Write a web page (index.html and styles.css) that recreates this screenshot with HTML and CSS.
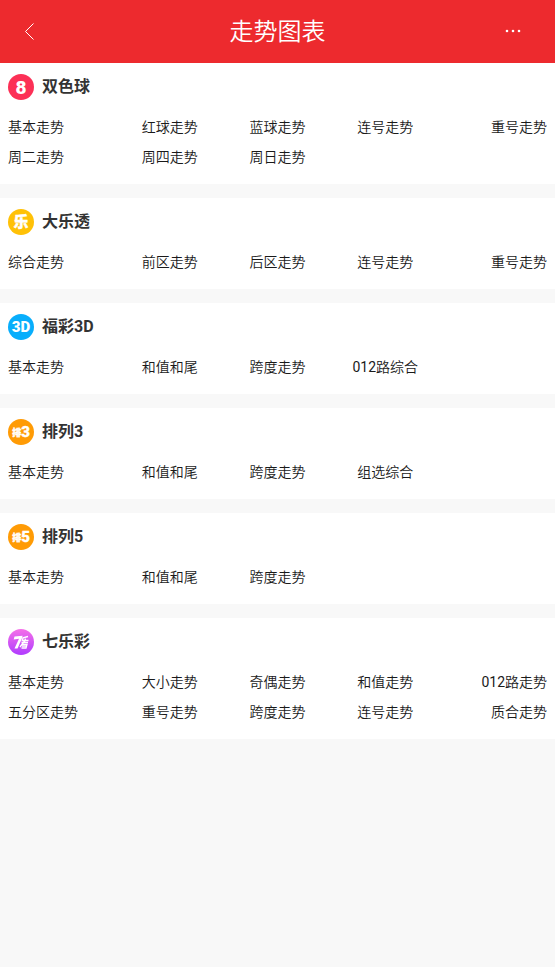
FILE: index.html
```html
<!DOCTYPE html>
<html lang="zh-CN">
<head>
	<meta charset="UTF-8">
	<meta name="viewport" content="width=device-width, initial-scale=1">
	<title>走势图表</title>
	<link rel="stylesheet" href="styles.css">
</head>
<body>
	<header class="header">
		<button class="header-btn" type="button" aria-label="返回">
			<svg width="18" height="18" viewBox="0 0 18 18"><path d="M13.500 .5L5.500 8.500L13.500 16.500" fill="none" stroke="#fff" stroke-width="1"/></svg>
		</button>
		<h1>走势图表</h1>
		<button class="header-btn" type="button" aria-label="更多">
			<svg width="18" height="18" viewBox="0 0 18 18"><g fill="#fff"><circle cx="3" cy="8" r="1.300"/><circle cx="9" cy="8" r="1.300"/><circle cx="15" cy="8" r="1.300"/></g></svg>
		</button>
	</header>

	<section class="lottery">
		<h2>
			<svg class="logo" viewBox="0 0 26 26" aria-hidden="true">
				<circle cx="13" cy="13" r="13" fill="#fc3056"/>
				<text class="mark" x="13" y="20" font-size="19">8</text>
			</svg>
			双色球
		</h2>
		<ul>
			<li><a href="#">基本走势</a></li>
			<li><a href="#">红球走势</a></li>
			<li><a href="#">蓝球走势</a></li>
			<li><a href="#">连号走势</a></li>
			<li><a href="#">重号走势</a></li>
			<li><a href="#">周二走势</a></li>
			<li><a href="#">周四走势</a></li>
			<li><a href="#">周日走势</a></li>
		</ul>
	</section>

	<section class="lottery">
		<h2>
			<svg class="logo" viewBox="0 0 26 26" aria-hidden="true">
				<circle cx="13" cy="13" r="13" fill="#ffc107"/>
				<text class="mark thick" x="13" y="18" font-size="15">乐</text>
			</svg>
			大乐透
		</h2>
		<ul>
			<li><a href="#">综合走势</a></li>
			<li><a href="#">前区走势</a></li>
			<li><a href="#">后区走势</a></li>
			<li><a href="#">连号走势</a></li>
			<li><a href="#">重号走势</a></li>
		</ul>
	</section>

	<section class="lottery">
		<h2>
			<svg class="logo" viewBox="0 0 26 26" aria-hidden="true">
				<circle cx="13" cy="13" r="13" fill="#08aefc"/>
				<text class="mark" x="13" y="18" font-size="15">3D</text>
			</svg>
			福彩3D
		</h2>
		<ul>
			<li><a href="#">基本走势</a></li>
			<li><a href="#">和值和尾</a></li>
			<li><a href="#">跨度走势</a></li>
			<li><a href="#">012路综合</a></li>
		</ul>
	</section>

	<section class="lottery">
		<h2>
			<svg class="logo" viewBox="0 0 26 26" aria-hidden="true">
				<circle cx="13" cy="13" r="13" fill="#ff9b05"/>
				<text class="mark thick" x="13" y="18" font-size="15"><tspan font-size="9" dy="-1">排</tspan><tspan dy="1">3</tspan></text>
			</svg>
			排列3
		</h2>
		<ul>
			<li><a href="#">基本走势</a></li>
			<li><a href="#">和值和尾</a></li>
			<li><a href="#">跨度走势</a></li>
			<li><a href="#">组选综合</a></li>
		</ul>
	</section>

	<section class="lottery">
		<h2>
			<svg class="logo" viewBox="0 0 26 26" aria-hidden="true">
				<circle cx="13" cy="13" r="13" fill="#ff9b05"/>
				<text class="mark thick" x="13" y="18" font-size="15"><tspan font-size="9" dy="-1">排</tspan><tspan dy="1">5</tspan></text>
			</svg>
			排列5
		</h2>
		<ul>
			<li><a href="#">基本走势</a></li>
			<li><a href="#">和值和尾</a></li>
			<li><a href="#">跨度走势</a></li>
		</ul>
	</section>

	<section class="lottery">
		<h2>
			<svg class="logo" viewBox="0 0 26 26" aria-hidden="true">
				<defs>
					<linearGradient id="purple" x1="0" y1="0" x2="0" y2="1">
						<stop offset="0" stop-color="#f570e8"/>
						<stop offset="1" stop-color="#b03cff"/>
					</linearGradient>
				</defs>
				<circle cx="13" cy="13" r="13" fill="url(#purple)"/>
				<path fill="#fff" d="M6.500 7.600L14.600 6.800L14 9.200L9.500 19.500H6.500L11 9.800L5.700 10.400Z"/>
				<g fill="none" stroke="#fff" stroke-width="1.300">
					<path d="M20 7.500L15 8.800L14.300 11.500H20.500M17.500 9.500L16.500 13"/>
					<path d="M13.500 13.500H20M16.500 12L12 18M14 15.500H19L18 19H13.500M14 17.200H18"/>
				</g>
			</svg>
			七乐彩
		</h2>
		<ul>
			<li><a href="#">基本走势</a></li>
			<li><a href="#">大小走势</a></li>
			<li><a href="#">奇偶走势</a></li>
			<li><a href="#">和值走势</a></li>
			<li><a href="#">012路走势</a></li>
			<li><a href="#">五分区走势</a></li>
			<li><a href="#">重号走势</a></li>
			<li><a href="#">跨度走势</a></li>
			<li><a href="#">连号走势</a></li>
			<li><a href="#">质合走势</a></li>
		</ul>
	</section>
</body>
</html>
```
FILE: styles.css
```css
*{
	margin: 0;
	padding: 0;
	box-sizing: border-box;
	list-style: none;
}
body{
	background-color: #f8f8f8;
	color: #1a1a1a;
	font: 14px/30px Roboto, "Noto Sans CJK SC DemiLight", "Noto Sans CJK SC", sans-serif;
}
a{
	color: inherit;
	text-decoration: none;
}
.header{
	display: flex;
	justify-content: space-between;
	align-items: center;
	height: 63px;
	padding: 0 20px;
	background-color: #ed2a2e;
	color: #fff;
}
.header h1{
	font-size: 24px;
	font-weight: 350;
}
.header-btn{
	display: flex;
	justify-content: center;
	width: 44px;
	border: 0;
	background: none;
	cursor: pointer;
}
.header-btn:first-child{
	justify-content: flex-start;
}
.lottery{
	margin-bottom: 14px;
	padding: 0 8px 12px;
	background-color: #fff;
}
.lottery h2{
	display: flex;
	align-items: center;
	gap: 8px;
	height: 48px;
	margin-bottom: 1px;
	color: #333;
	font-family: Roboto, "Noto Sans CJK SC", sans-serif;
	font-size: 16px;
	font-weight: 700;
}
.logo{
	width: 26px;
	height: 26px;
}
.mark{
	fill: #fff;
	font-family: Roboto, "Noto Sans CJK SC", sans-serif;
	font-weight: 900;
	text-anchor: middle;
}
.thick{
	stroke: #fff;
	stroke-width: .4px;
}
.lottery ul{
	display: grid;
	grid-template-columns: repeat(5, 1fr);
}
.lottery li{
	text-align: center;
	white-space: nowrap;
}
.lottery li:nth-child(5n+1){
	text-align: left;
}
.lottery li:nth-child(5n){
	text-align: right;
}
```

» What is being asked
Set the listing down in full and exactly. Pictures within it should not appear in the copy.

» Result of this exercise
Write a web page (index.html and styles.css) that recreates this screenshot with HTML and CSS.
FILE: index.html
```html
<!DOCTYPE html>
<html lang="zh-CN">
<head>
	<meta charset="UTF-8">
	<meta name="viewport" content="width=device-width, initial-scale=1">
	<title>走势图表</title>
	<link rel="stylesheet" href="styles.css">
</head>
<body>
	<header class="header">
		<button class="header-btn" type="button" aria-label="返回">
			<svg width="18" height="18" viewBox="0 0 18 18"><path d="M13.500 .5L5.500 8.500L13.500 16.500" fill="none" stroke="#fff" stroke-width="1"/></svg>
		</button>
		<h1>走势图表</h1>
		<button class="header-btn" type="button" aria-label="更多">
			<svg width="18" height="18" viewBox="0 0 18 18"><g fill="#fff"><circle cx="3" cy="8" r="1.300"/><circle cx="9" cy="8" r="1.300"/><circle cx="15" cy="8" r="1.300"/></g></svg>
		</button>
	</header>

	<section class="lottery">
		<h2>
			<svg class="logo" viewBox="0 0 26 26" aria-hidden="true">
				<circle cx="13" cy="13" r="13" fill="#fc3056"/>
				<text class="mark" x="13" y="20" font-size="19">8</text>
			</svg>
			双色球
		</h2>
		<ul>
			<li><a href="#">基本走势</a></li>
			<li><a href="#">红球走势</a></li>
			<li><a href="#">蓝球走势</a></li>
			<li><a href="#">连号走势</a></li>
			<li><a href="#">重号走势</a></li>
			<li><a href="#">周二走势</a></li>
			<li><a href="#">周四走势</a></li>
			<li><a href="#">周日走势</a></li>
		</ul>
	</section>

	<section class="lottery">
		<h2>
			<svg class="logo" viewBox="0 0 26 26" aria-hidden="true">
				<circle cx="13" cy="13" r="13" fill="#ffc107"/>
				<text class="mark thick" x="13" y="18" font-size="15">乐</text>
			</svg>
			大乐透
		</h2>
		<ul>
			<li><a href="#">综合走势</a></li>
			<li><a href="#">前区走势</a></li>
			<li><a href="#">后区走势</a></li>
			<li><a href="#">连号走势</a></li>
			<li><a href="#">重号走势</a></li>
		</ul>
	</section>

	<section class="lottery">
		<h2>
			<svg class="logo" viewBox="0 0 26 26" aria-hidden="true">
				<circle cx="13" cy="13" r="13" fill="#08aefc"/>
				<text class="mark" x="13" y="18" font-size="15">3D</text>
			</svg>
			福彩3D
		</h2>
		<ul>
			<li><a href="#">基本走势</a></li>
			<li><a href="#">和值和尾</a></li>
			<li><a href="#">跨度走势</a></li>
			<li><a href="#">012路综合</a></li>
		</ul>
	</section>

	<section class="lottery">
		<h2>
			<svg class="logo" viewBox="0 0 26 26" aria-hidden="true">
				<circle cx="13" cy="13" r="13" fill="#ff9b05"/>
				<text class="mark thick" x="13" y="18" font-size="15"><tspan font-size="9" dy="-1">排</tspan><tspan dy="1">3</tspan></text>
			</svg>
			排列3
		</h2>
		<ul>
			<li><a href="#">基本走势</a></li>
			<li><a href="#">和值和尾</a></li>
			<li><a href="#">跨度走势</a></li>
			<li><a href="#">组选综合</a></li>
		</ul>
	</section>

	<section class="lottery">
		<h2>
			<svg class="logo" viewBox="0 0 26 26" aria-hidden="true">
				<circle cx="13" cy="13" r="13" fill="#ff9b05"/>
				<text class="mark thick" x="13" y="18" font-size="15"><tspan font-size="9" dy="-1">排</tspan><tspan dy="1">5</tspan></text>
			</svg>
			排列5
		</h2>
		<ul>
			<li><a href="#">基本走势</a></li>
			<li><a href="#">和值和尾</a></li>
			<li><a href="#">跨度走势</a></li>
		</ul>
	</section>

	<section class="lottery">
		<h2>
			<svg class="logo" viewBox="0 0 26 26" aria-hidden="true">
				<defs>
					<linearGradient id="purple" x1="0" y1="0" x2="0" y2="1">
						<stop offset="0" stop-color="#f570e8"/>
						<stop offset="1" stop-color="#b03cff"/>
					</linearGradient>
				</defs>
				<circle cx="13" cy="13" r="13" fill="url(#purple)"/>
				<path fill="#fff" d="M6.500 7.600L14.600 6.800L14 9.200L9.500 19.500H6.500L11 9.800L5.700 10.400Z"/>
				<g fill="none" stroke="#fff" stroke-width="1.300">
					<path d="M20 7.500L15 8.800L14.300 11.500H20.500M17.500 9.500L16.500 13"/>
					<path d="M13.500 13.500H20M16.500 12L12 18M14 15.500H19L18 19H13.500M14 17.200H18"/>
				</g>
			</svg>
			七乐彩
		</h2>
		<ul>
			<li><a href="#">基本走势</a></li>
			<li><a href="#">大小走势</a></li>
			<li><a href="#">奇偶走势</a></li>
			<li><a href="#">和值走势</a></li>
			<li><a href="#">012路走势</a></li>
			<li><a href="#">五分区走势</a></li>
			<li><a href="#">重号走势</a></li>
			<li><a href="#">跨度走势</a></li>
			<li><a href="#">连号走势</a></li>
			<li><a href="#">质合走势</a></li>
		</ul>
	</section>
</body>
</html>
```
FILE: styles.css
```css
*{
	margin: 0;
	padding: 0;
	box-sizing: border-box;
	list-style: none;
}
body{
	background-color: #f8f8f8;
	color: #1a1a1a;
	font: 14px/30px Roboto, "Noto Sans CJK SC DemiLight", "Noto Sans CJK SC", sans-serif;
}
a{
	color: inherit;
	text-decoration: none;
}
.header{
	display: flex;
	justify-content: space-between;
	align-items: center;
	height: 63px;
	padding: 0 20px;
	background-color: #ed2a2e;
	color: #fff;
}
.header h1{
	font-size: 24px;
	font-weight: 350;
}
.header-btn{
	display: flex;
	justify-content: center;
	width: 44px;
	border: 0;
	background: none;
	cursor: pointer;
}
.header-btn:first-child{
	justify-content: flex-start;
}
.lottery{
	margin-bottom: 14px;
	padding: 0 8px 12px;
	background-color: #fff;
}
.lottery h2{
	display: flex;
	align-items: center;
	gap: 8px;
	height: 48px;
	margin-bottom: 1px;
	color: #333;
	font-family: Roboto, "Noto Sans CJK SC", sans-serif;
	font-size: 16px;
	font-weight: 700;
}
.logo{
	width: 26px;
	height: 26px;
}
.mark{
	fill: #fff;
	font-family: Roboto, "Noto Sans CJK SC", sans-serif;
	font-weight: 900;
	text-anchor: middle;
}
.thick{
	stroke: #fff;
	stroke-width: .4px;
}
.lottery ul{
	display: grid;
	grid-template-columns: repeat(5, 1fr);
}
.lottery li{
	text-align: center;
	white-space: nowrap;
}
.lottery li:nth-child(5n+1){
	text-align: left;
}
.lottery li:nth-child(5n){
	text-align: right;
}
```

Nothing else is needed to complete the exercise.